Start
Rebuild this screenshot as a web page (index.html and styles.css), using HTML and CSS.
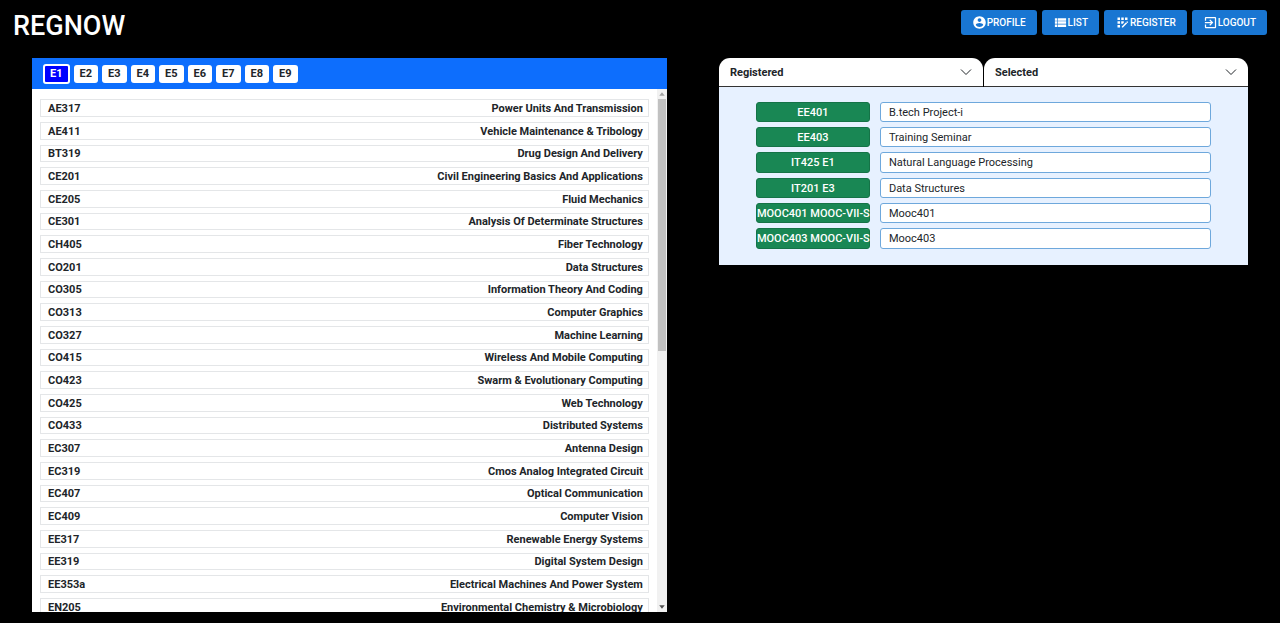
FILE: index.html
```html
<!DOCTYPE html>
<html lang="en">
<head>
<meta charset="utf-8">
<meta name="viewport" content="width=device-width, initial-scale=1">
<title>REGNOW</title>
<link rel="stylesheet" href="styles.css">
</head>
<body>
<header class="topbar">
  <h1 class="brand">REGNOW</h1>
  <nav class="actions">
    <button class="action" type="button"><svg class="icon" viewBox="0 0 24 24"><path d="M12 2C6.48 2 2 6.48 2 12s4.48 10 10 10 10-4.480 10-10S17.520 2 12 2zm0 3c1.660 0 3 1.340 3 3s-1.340 3-3 3-3-1.340-3-3 1.340-3 3-3zm0 14.200c-2.500 0-4.710-1.280-6-3.220.03-1.990 4-3.080 6-3.080 1.990 0 5.970 1.090 6 3.080-1.290 1.940-3.500 3.220-6 3.220z"/></svg>PROFILE</button>
    <button class="action" type="button"><svg class="icon" viewBox="0 0 24 24"><path d="M3 14h4v-4H3v4zm0 5h4v-4H3v4zM3 9h4V5H3v4zm5 5h13v-4H8v4zm0 5h13v-4H8v4zM8 5v4h13V5H8z"/></svg>LIST</button>
    <button class="action" type="button"><svg class="icon" viewBox="0 0 24 24"><path d="M10 4h4v4h-4zM4 16h4v4H4zM4 10h4v4H4zM4 4h4v4H4zM14 12.420V10h-4v4h2.420zM20.880 11.290l-1.170-1.170c-.16-.16-.42-.16-.58 0l-.88.88L20 12.750l.88-.88c.16-.16.16-.42 0-.58zM11 18.250V20h1.750l6.670-6.670-1.750-1.750zM16 4h4v4h-4z"/></svg>REGISTER</button>
    <button class="action" type="button"><svg class="icon" viewBox="0 0 24 24"><path d="M10.090 15.590L11.500 17l5-5-5-5-1.410 1.410L12.670 11H3v2h9.670l-2.580 2.590zM19 3H5c-1.110 0-2 .9-2 2v4h2V5h14v14H5v-4H3v4c0 1.100.89 2 2 2h14c1.100 0 2-.9 2-2V5c0-1.100-.9-2-2-2z"/></svg>LOGOUT</button>
  </nav>
</header>
<main class="layout">
  <section class="catalog">
    <div class="groups">
      <button class="group group-active" type="button">E1</button>
      <button class="group" type="button">E2</button>
      <button class="group" type="button">E3</button>
      <button class="group" type="button">E4</button>
      <button class="group" type="button">E5</button>
      <button class="group" type="button">E6</button>
      <button class="group" type="button">E7</button>
      <button class="group" type="button">E8</button>
      <button class="group" type="button">E9</button>
    </div>
    <div class="scroller">
      <ul class="courses">
        <li class="course"><span>AE317</span><span>Power Units And Transmission</span></li>
        <li class="course"><span>AE411</span><span>Vehicle Maintenance &amp; Tribology</span></li>
        <li class="course"><span>BT319</span><span>Drug Design And Delivery</span></li>
        <li class="course"><span>CE201</span><span>Civil Engineering Basics And Applications</span></li>
        <li class="course"><span>CE205</span><span>Fluid Mechanics</span></li>
        <li class="course"><span>CE301</span><span>Analysis Of Determinate Structures</span></li>
        <li class="course"><span>CH405</span><span>Fiber Technology</span></li>
        <li class="course"><span>CO201</span><span>Data Structures</span></li>
        <li class="course"><span>CO305</span><span>Information Theory And Coding</span></li>
        <li class="course"><span>CO313</span><span>Computer Graphics</span></li>
        <li class="course"><span>CO327</span><span>Machine Learning</span></li>
        <li class="course"><span>CO415</span><span>Wireless And Mobile Computing</span></li>
        <li class="course"><span>CO423</span><span>Swarm &amp; Evolutionary Computing</span></li>
        <li class="course"><span>CO425</span><span>Web Technology</span></li>
        <li class="course"><span>CO433</span><span>Distributed Systems</span></li>
        <li class="course"><span>EC307</span><span>Antenna Design</span></li>
        <li class="course"><span>EC319</span><span>Cmos Analog Integrated Circuit</span></li>
        <li class="course"><span>EC407</span><span>Optical Communication</span></li>
        <li class="course"><span>EC409</span><span>Computer Vision</span></li>
        <li class="course"><span>EE317</span><span>Renewable Energy Systems</span></li>
        <li class="course"><span>EE319</span><span>Digital System Design</span></li>
        <li class="course"><span>EE353a</span><span>Electrical Machines And Power System</span></li>
        <li class="course"><span>EN205</span><span>Environmental Chemistry &amp; Microbiology</span></li>
      </ul>
      <div class="scrollbar" aria-hidden="true">
        <svg class="arrow arrow-up" viewBox="0 0 9 9"><path d="M2 6h5L4.500 3z"/></svg>
        <div class="track"><div class="thumb"></div></div>
        <svg class="arrow" viewBox="0 0 9 9"><path d="M2 3h5L4.500 6z"/></svg>
      </div>
    </div>
  </section>
  <section class="chosen">
    <div class="tabs">
      <button class="tab" type="button">Registered<svg class="chevron" viewBox="0 0 12 12"><path d="M1 3.500l5 5 5-5"/></svg></button>
      <button class="tab" type="button">Selected<svg class="chevron" viewBox="0 0 12 12"><path d="M1 3.500l5 5 5-5"/></svg></button>
    </div>
    <div class="entries">
      <span class="code">EE401</span><span class="title">B.tech Project-i</span>
      <span class="code">EE403</span><span class="title">Training Seminar</span>
      <span class="code">IT425 E1</span><span class="title">Natural Language Processing</span>
      <span class="code">IT201 E3</span><span class="title">Data Structures</span>
      <span class="code">MOOC401 MOOC-VII-S</span><span class="title">Mooc401</span>
      <span class="code">MOOC403 MOOC-VII-S</span><span class="title">Mooc403</span>
    </div>
  </section>
</main>
</body>
</html>
```
FILE: styles.css
```css
* {
  box-sizing: border-box;
}

body {
  display: flex;
  flex-direction: column;
  height: 100vh;
  margin: 0;
  background: #000;
  color: #212529;
  font-family: Roboto, sans-serif;
  font-size: 11px;
}

button {
  font: inherit;
  color: inherit;
  border: 0;
  cursor: pointer;
}

.topbar {
  display: flex;
  justify-content: space-between;
  align-items: flex-start;
  padding: 10px 13px 0;
  height: 58px;
  flex: none;
}

.brand {
  margin: 0;
  color: #fff;
  font-size: 27px;
  font-weight: 500;
  line-height: 32px;
}

.actions {
  display: flex;
  gap: 5px;
}

.action {
  display: flex;
  align-items: center;
  height: 25px;
  padding: 0 11px;
  border-radius: 3px;
  background: #1976d2;
  color: #fff;
  font-size: 10px;
  font-weight: 500;
}

.icon {
  width: 15px;
  height: 15px;
  fill: #fff;
}

.layout {
  display: grid;
  grid-template-columns: 6fr 5fr;
  gap: 52px;
  flex: 1;
  min-height: 0;
  padding: 0 32px 11px;
}

.catalog {
  display: flex;
  flex-direction: column;
  min-height: 0;
  background: #fff;
}

.groups {
  display: flex;
  align-items: center;
  gap: 4px;
  flex: none;
  height: 31px;
  padding: 0 11px;
  background: #0d6efd;
}

.group {
  height: 18px;
  padding: 0 6px;
  border-radius: 3px;
  background: #fff;
  font-weight: 700;
}

.group-active {
  height: 20px;
  padding: 0 5px;
  border: 2px solid #fff;
  background: #00f;
  color: #fff;
}

.scroller {
  display: flex;
  flex: 1;
  min-height: 0;
}

.courses {
  display: grid;
  grid-auto-rows: 18px 18px 17px;
  align-content: start;
  gap: 5px;
  flex: 1;
  margin: 0;
  padding: 10px 8px 0;
  overflow: hidden;
  list-style: none;
}

.course {
  display: flex;
  justify-content: space-between;
  align-items: center;
  padding: 0 5px 0 7px;
  border: 1px solid #e4e6e8;
  font-weight: 700;
}

.scrollbar {
  display: flex;
  flex-direction: column;
  width: 10px;
  background: #f1f1f1;
}

.arrow {
  flex: none;
  width: 10px;
  height: 10px;
  fill: #505050;
}

.arrow-up {
  fill: #a3a3a3;
}

.track {
  flex: 1;
}

.thumb {
  width: 8px;
  height: 50%;
  margin: 0 auto;
  background: #c1c1c1;
}

.tabs {
  display: grid;
  grid-template-columns: 1fr 1fr;
  gap: 1px;
}

.tab {
  display: flex;
  justify-content: space-between;
  align-items: center;
  height: 29px;
  padding: 0 11px;
  border-bottom: 1px solid #333;
  border-radius: 11px 11px 0 0;
  background: #fff;
  font-weight: 700;
}

.chevron {
  width: 12px;
  height: 12px;
  fill: none;
  stroke: #212529;
}

.entries {
  display: grid;
  grid-template-columns: 114px 1fr;
  grid-auto-rows: 20px 20px 21px;
  gap: 5px 10px;
  padding: 15px 37px 16px;
  background: #e7f1ff;
}

.code,
.title {
  border-radius: 3px;
  line-height: 19px;
  white-space: nowrap;
}

.code {
  border: 1px solid #157347;
  background: #198754;
  color: #fff;
  font-weight: 500;
  text-align: center;
}

.title {
  padding: 0 8px;
  border: 1px solid #6ea8dc;
  background: #fff;
}
```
End
▶ Set exercise: Go through the lines above. Select every one that has the string "index".

▶ Result of the exercise:
Rebuild this screenshot as a web page (index.html and styles.css), using HTML and CSS.
FILE: index.html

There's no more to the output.